Task objective:
Without the pictures, return all of the material exactly as written.

** START Data provided **

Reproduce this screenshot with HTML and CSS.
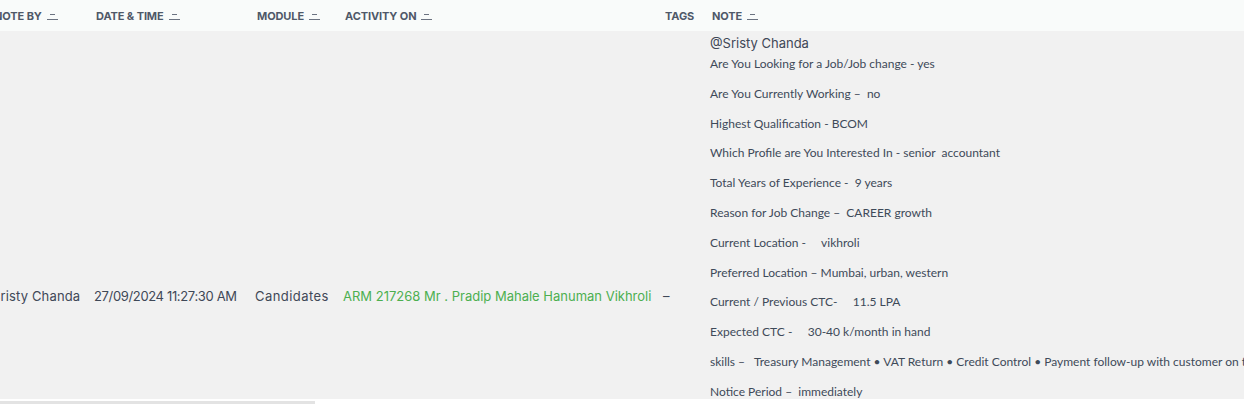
FILE: index.html
```html
<!DOCTYPE html>
<html>
<head>
<meta charset="utf-8">
<link rel="stylesheet" href="styles.css">
</head>
<body>
<div class="viewport">
  <div class="table">
    <div class="row head">
      <div class="th">Note By <span class="sort"><svg width="11" height="7" viewBox="0 0 11 7"><path d="M3 1.5H8M0 6.5H11" stroke="#6b7280" stroke-width="1"/></svg></span></div>
      <div class="th">Date &amp; Time <span class="sort"><svg width="11" height="7" viewBox="0 0 11 7"><path d="M3 1.5H8M0 6.5H11" stroke="#6b7280" stroke-width="1"/></svg></span></div>
      <div class="th">Module <span class="sort"><svg width="11" height="7" viewBox="0 0 11 7"><path d="M3 1.5H8M0 6.5H11" stroke="#6b7280" stroke-width="1"/></svg></span></div>
      <div class="th">Activity On <span class="sort"><svg width="11" height="7" viewBox="0 0 11 7"><path d="M3 1.5H8M0 6.5H11" stroke="#6b7280" stroke-width="1"/></svg></span></div>
      <div class="th">Tags</div>
      <div class="th">Note <span class="sort"><svg width="11" height="7" viewBox="0 0 11 7"><path d="M3 1.5H8M0 6.5H11" stroke="#6b7280" stroke-width="1"/></svg></span></div>
    </div>
    <div class="row body">
      <div class="td name">Sristy Chanda</div>
      <div class="td date">27/09/2024 11:27:30 AM</div>
      <div class="td module">Candidates</div>
      <div class="td link">ARM 217268 Mr . Pradip Mahale Hanuman Vikhroli</div>
      <div class="td">–</div>
      <div class="td note">
        <div class="mention">@Sristy Chanda</div>
        <p>Are You Looking for a Job/Job change - yes</p>
        <p>Are You Currently Working –&nbsp; no</p>
        <p>Highest Qualification - BCOM</p>
        <p>Which Profile are You Interested In - senior&nbsp; accountant</p>
        <p>Total Years of Experience -&nbsp; 9 years</p>
        <p>Reason for Job Change –&nbsp; CAREER growth</p>
        <p>Current Location -&nbsp;&nbsp;&nbsp;&nbsp; vikhroli</p>
        <p>Preferred Location – Mumbai, urban, western</p>
        <p>Current / Previous CTC-&nbsp;&nbsp;&nbsp;&nbsp; 11.5 LPA</p>
        <p>Expected CTC -&nbsp;&nbsp;&nbsp;&nbsp; 30-40 k/month in hand</p>
        <p>skills –&nbsp;&nbsp; Treasury Management • VAT Return • Credit Control • Payment follow-up with customer on time</p>
        <p>Notice Period –&nbsp; immediately</p>
        <p>Interview Availability – Weekdays</p>
        <p>Languages – English, Hindi, Marathi</p>
        <p>Remarks – Shortlisted for next round</p>
      </div>
    </div>
  </div>
</div>
<div class="hscroll"><div class="thumb"></div></div>
</body>
</html>
```
FILE: styles.css
```css
html, body {
  margin: 0;
  padding: 0;
  background: #ffffff;
}
body {
  width: 1244px;
  height: 404px;
  overflow: hidden;
  font-family: "Inter", "Liberation Sans", sans-serif;
}
.viewport {
  width: 1244px;
  height: 399px;
  overflow: hidden;
  background: #f1f1f1;
}
.table {
  margin-left: -16px;
  width: 1500px;
}
.row {
  display: grid;
  grid-template-columns: 102px 161px 88px 320px 47px 800px;
}
.head {
  height: 31px;
  background: #f9fbfa;
  align-items: center;
}
.th {
  padding-left: 10px;
  font-size: 11px;
  font-weight: 700;
  text-transform: uppercase;
  color: #4f5868;
  letter-spacing: -0.1px;
  display: flex;
  align-items: center;
  white-space: nowrap;
}
.sort {
  display: inline-flex;
  margin-left: 5px;
  margin-top: 1px;
}
.body {
  background: #f1f1f1;
  align-items: center;
}
.td {
  padding-left: 8px;
  font-size: 13px;
  color: #3f4857;
  white-space: nowrap;
}
.name {
  letter-spacing: 0.15px;
}
.date {
  letter-spacing: -0.35px;
}
.module {
  letter-spacing: 0.45px;
}
.link {
  color: #4caf50;
}
.note {
  align-self: start;
  padding-top: 4px;
  padding-bottom: 59px;
}
.mention {
  font-size: 13px;
  line-height: 16px;
  color: #3f4857;
  margin-bottom: 5px;
}
.note p {
  margin: 0 0 14.8px 0;
  font-family: "Lato", "Liberation Sans", sans-serif;
  font-size: 12px;
  line-height: 15px;
  color: #3e4a59;
}
.hscroll {
  margin-top: 2px;
  height: 3px;
}
.thumb {
  width: 315px;
  height: 3px;
  background: #e3e3e3;
}
```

** END Data provided **

Output of the task:
Reproduce this screenshot with HTML and CSS.
FILE: index.html
```html
<!DOCTYPE html>
<html>
<head>
<meta charset="utf-8">
<link rel="stylesheet" href="styles.css">
</head>
<body>
<div class="viewport">
  <div class="table">
    <div class="row head">
      <div class="th">Note By <span class="sort"><svg width="11" height="7" viewBox="0 0 11 7"><path d="M3 1.5H8M0 6.5H11" stroke="#6b7280" stroke-width="1"/></svg></span></div>
      <div class="th">Date &amp; Time <span class="sort"><svg width="11" height="7" viewBox="0 0 11 7"><path d="M3 1.5H8M0 6.5H11" stroke="#6b7280" stroke-width="1"/></svg></span></div>
      <div class="th">Module <span class="sort"><svg width="11" height="7" viewBox="0 0 11 7"><path d="M3 1.5H8M0 6.5H11" stroke="#6b7280" stroke-width="1"/></svg></span></div>
      <div class="th">Activity On <span class="sort"><svg width="11" height="7" viewBox="0 0 11 7"><path d="M3 1.5H8M0 6.5H11" stroke="#6b7280" stroke-width="1"/></svg></span></div>
      <div class="th">Tags</div>
      <div class="th">Note <span class="sort"><svg width="11" height="7" viewBox="0 0 11 7"><path d="M3 1.5H8M0 6.5H11" stroke="#6b7280" stroke-width="1"/></svg></span></div>
    </div>
    <div class="row body">
      <div class="td name">Sristy Chanda</div>
      <div class="td date">27/09/2024 11:27:30 AM</div>
      <div class="td module">Candidates</div>
      <div class="td link">ARM 217268 Mr . Pradip Mahale Hanuman Vikhroli</div>
      <div class="td">–</div>
      <div class="td note">
        <div class="mention">@Sristy Chanda</div>
        <p>Are You Looking for a Job/Job change - yes</p>
        <p>Are You Currently Working –&nbsp; no</p>
        <p>Highest Qualification - BCOM</p>
        <p>Which Profile are You Interested In - senior&nbsp; accountant</p>
        <p>Total Years of Experience -&nbsp; 9 years</p>
        <p>Reason for Job Change –&nbsp; CAREER growth</p>
        <p>Current Location -&nbsp;&nbsp;&nbsp;&nbsp; vikhroli</p>
        <p>Preferred Location – Mumbai, urban, western</p>
        <p>Current / Previous CTC-&nbsp;&nbsp;&nbsp;&nbsp; 11.5 LPA</p>
        <p>Expected CTC -&nbsp;&nbsp;&nbsp;&nbsp; 30-40 k/month in hand</p>
        <p>skills –&nbsp;&nbsp; Treasury Management • VAT Return • Credit Control • Payment follow-up with customer on time</p>
        <p>Notice Period –&nbsp; immediately</p>
        <p>Interview Availability – Weekdays</p>
        <p>Languages – English, Hindi, Marathi</p>
        <p>Remarks – Shortlisted for next round</p>
      </div>
    </div>
  </div>
</div>
<div class="hscroll"><div class="thumb"></div></div>
</body>
</html>
```
FILE: styles.css
```css
html, body {
  margin: 0;
  padding: 0;
  background: #ffffff;
}
body {
  width: 1244px;
  height: 404px;
  overflow: hidden;
  font-family: "Inter", "Liberation Sans", sans-serif;
}
.viewport {
  width: 1244px;
  height: 399px;
  overflow: hidden;
  background: #f1f1f1;
}
.table {
  margin-left: -16px;
  width: 1500px;
}
.row {
  display: grid;
  grid-template-columns: 102px 161px 88px 320px 47px 800px;
}
.head {
  height: 31px;
  background: #f9fbfa;
  align-items: center;
}
.th {
  padding-left: 10px;
  font-size: 11px;
  font-weight: 700;
  text-transform: uppercase;
  color: #4f5868;
  letter-spacing: -0.1px;
  display: flex;
  align-items: center;
  white-space: nowrap;
}
.sort {
  display: inline-flex;
  margin-left: 5px;
  margin-top: 1px;
}
.body {
  background: #f1f1f1;
  align-items: center;
}
.td {
  padding-left: 8px;
  font-size: 13px;
  color: #3f4857;
  white-space: nowrap;
}
.name {
  letter-spacing: 0.15px;
}
.date {
  letter-spacing: -0.35px;
}
.module {
  letter-spacing: 0.45px;
}
.link {
  color: #4caf50;
}
.note {
  align-self: start;
  padding-top: 4px;
  padding-bottom: 59px;
}
.mention {
  font-size: 13px;
  line-height: 16px;
  color: #3f4857;
  margin-bottom: 5px;
}
.note p {
  margin: 0 0 14.8px 0;
  font-family: "Lato", "Liberation Sans", sans-serif;
  font-size: 12px;
  line-height: 15px;
  color: #3e4a59;
}
.hscroll {
  margin-top: 2px;
  height: 3px;
}
.thumb {
  width: 315px;
  height: 3px;
  background: #e3e3e3;
}
```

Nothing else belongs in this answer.